- **Request**: Some lines of these records may hold the word "this"; state how many, using only the number.

- **Records provided**:
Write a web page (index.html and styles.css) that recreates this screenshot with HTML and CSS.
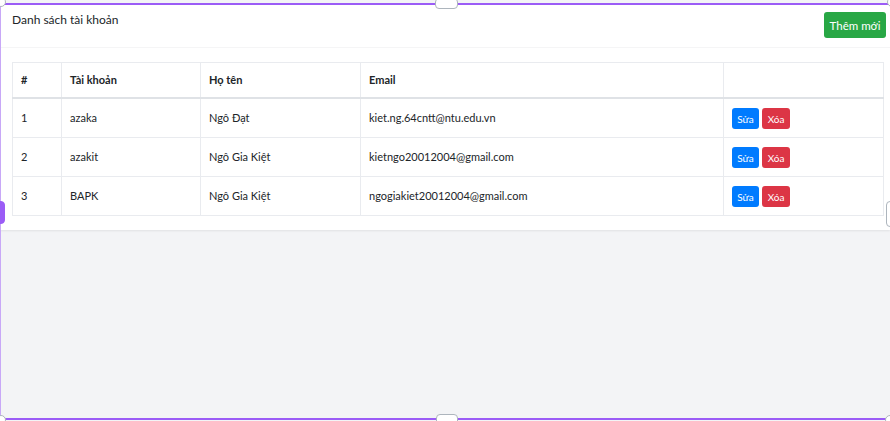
FILE: index.html
```html
<!DOCTYPE html>
<html lang="vi">
<head>
<meta charset="utf-8">
<title>Danh sách tài khoản</title>
<link rel="stylesheet" href="styles.css">
</head>
<body>
<div class="page">
  <div class="card">
    <div class="card-header">
      <div class="title">Danh sách tài khoản</div>
      <button class="btn btn-success">Thêm mới</button>
    </div>
    <div class="card-body">
      <table class="table">
        <colgroup>
          <col class="c-num"><col class="c-acc"><col class="c-name"><col class="c-mail"><col class="c-act">
        </colgroup>
        <thead>
          <tr><th>#</th><th>Tài khoản</th><th>Họ tên</th><th>Email</th><th></th></tr>
        </thead>
        <tbody>
          <tr><td>1</td><td>azaka</td><td>Ngô Đạt</td><td>kiet.ng.64cntt@ntu.edu.vn</td><td><button class="btn btn-sm btn-primary">Sửa</button><button class="btn btn-sm btn-danger">Xóa</button></td></tr>
          <tr><td>2</td><td>azakit</td><td>Ngô Gia Kiệt</td><td>kietngo20012004@gmail.com</td><td><button class="btn btn-sm btn-primary">Sửa</button><button class="btn btn-sm btn-danger">Xóa</button></td></tr>
          <tr><td>3</td><td>BAPK</td><td>Ngô Gia Kiệt</td><td>ngogiakiet20012004@gmail.com</td><td><button class="btn btn-sm btn-primary">Sửa</button><button class="btn btn-sm btn-danger">Xóa</button></td></tr>
        </tbody>
      </table>
    </div>
  </div>
</div>
<div class="frame">
  <span class="h h-tl"></span><span class="h h-tr"></span><span class="h h-bl"></span><span class="h h-br"></span>
  <span class="pill p-top"></span><span class="pill p-bottom"></span>
  <span class="pill p-left"></span><span class="pill p-right"></span>
</div>
</body>
</html>
```
FILE: styles.css
```css
html, body { margin: 0; padding: 0; }
body {
  background: #f3f4f6;
  font-family: Lato, "Noto Sans", sans-serif;
  color: #212529;
  width: 890px;
  height: 421px;
  overflow: hidden;
  position: relative;
}
.page { padding-top: 4px; }
.card {
  background: #fff;
  box-shadow: 0 1px 2px rgba(0,0,0,0.08);
}
.card-header {
  height: 44px;
  box-sizing: border-box;
  display: flex;
  justify-content: space-between;
  align-items: flex-start;
  padding: 7px 4px 0 12px;
  border-bottom: 1px solid #f5f5f6;
}
.title { font-size: 12px; line-height: 18px; }
.btn {
  border: none;
  border-radius: 3px;
  color: #fff;
  font-family: inherit;
  cursor: pointer;
}
.btn-success {
  background: #28a745;
  font-size: 11.5px;
  height: 26px;
  width: 62px;
  padding: 0;
  margin-top: 1px;
}
.card-body { padding: 14px 7px 14px 12px; }
.table {
  width: 871px;
  border-collapse: collapse;
  font-size: 11px;
  table-layout: fixed;
}
.c-num { width: 49px; }
.c-acc { width: 139px; }
.c-name { width: 160px; }
.c-mail { width: 363px; }
.c-act { width: 160px; }
.table th, .table td {
  border: 1px solid #e9ebef;
  text-align: left;
  padding: 9px 8px 8px;
  line-height: 19px;
}
.table th {
  font-weight: 700;
  padding: 8px 8px;
  line-height: 18px;
  border-bottom: 2px solid #dfe2e6;
}
.table td { vertical-align: top; }
.btn-sm {
  font-size: 10px;
  height: 21px;
  width: 27px;
  padding: 0;
  vertical-align: top;
  margin-right: 3px;
}
.btn-danger { width: 28px; }
.btn-primary { background: #007bff; }
.btn-danger { background: #dc3545; }

.frame {
  position: absolute;
  left: 0; top: 3px;
  width: 890px; height: 417px;
  border-top: 2px solid #9b5cf6;
  border-bottom: 2px solid #9b5cf6;
  border-left: 1px solid #c8a8f7;
  box-sizing: border-box;
  pointer-events: none;
}
.h {
  position: absolute;
  width: 10px; height: 10px;
  border-radius: 50%;
  background: #fff;
  border: 1px solid #adb5bd;
  box-sizing: border-box;
}
.h-tl { left: -5px; top: -8px; }
.h-tr { right: -7px; top: -8px; }
.h-bl { left: -5px; bottom: -7px; }
.h-br { right: -5px; bottom: -7px; }
.pill {
  position: absolute;
  background: #fff;
  border: 1px solid #adb5bd;
  border-radius: 4px;
  box-sizing: border-box;
}
.p-top { left: 434px; top: -7px; width: 23px; height: 11px; }
.p-bottom { left: 435px; bottom: -7px; width: 22px; height: 11px; }
.p-left { left: -5px; top: 196px; width: 9px; height: 23px; background: #9b5cf6; border-color: #9b5cf6; }
.p-right { right: -6px; top: 196px; width: 10px; height: 26px; }
```
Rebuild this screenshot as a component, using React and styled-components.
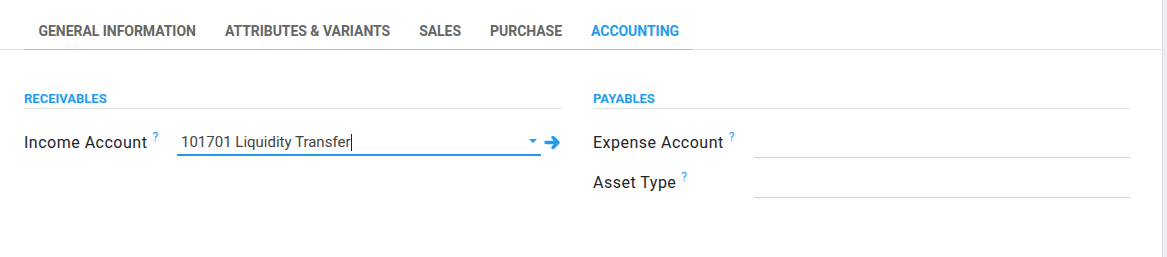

- **Answer below**: 2